津上氏は、作品を描く過程の一瞬ごとに、そのタッチなり筆致なりを「判断」していると思えます。習作でおおまかな構図は検討されていても、実際の制作の現場では、その構図も含めて「描く」と「判断する」が交互に、あるいは同時に展開されているのではないでしょうか。一つのタッチが快であるか不快であるかの判断、その基準は揺らぎ、変化し、新たに生まれてゆきます。しかし、それがバラバラにならず作品として定着してゆくのは、その揺らぎに対応するだけの多彩で多様な技術を、津上氏が持っているからです。一筆ごとに変化してゆく画面と、それを判断する自分の変化に矢継ぎ早に反応するように、津上氏は油彩を、水彩を、パステルを、鉛筆を、アクリルを、膠を、次々と投入しては高度に制御してゆきます。この作家がこれだけの種類の画材を必要とするのは、過酷な必然なのです。そのように自立的に展開していこうとする作品は、しかし元となったモチーフの風景を切り捨てることなく、あくまで参照項として残り続け、作品を外へと開きます。

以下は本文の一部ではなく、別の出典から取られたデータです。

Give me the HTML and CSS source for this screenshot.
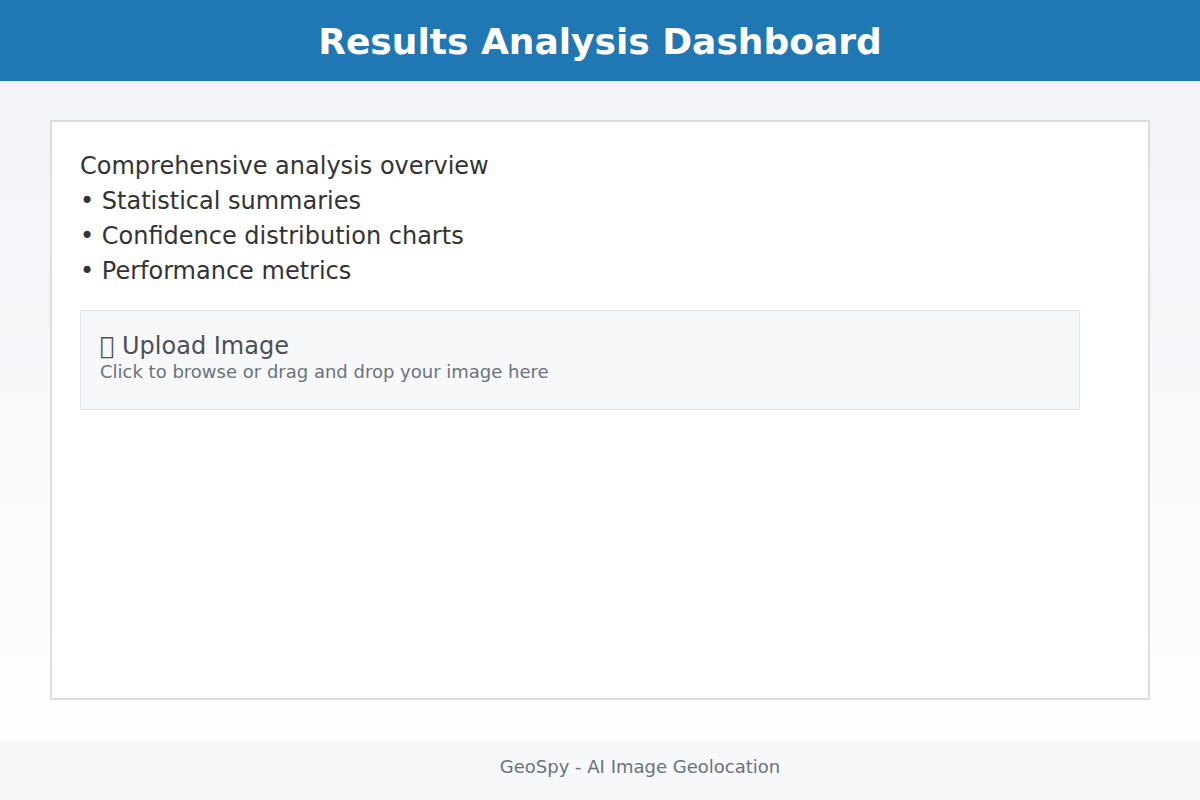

このようにして、生成変化し分裂と統合を繰り返す快感原則に即応する、多様な描画材を駆使する技術と、作家の外部にあって作家を規定する風景を最後まで残存させることによって、津上みゆき氏は繊細で精妙な私小説的絵画を織り上げ、そして私小説的世界から離床しようとします。その、徹底すれば自己が解体しかねないような快感原則を、ぎりぎりまで追いかけていく津上みゆき氏の過激さにこそ、この作品群の可能性があるのだと思えました。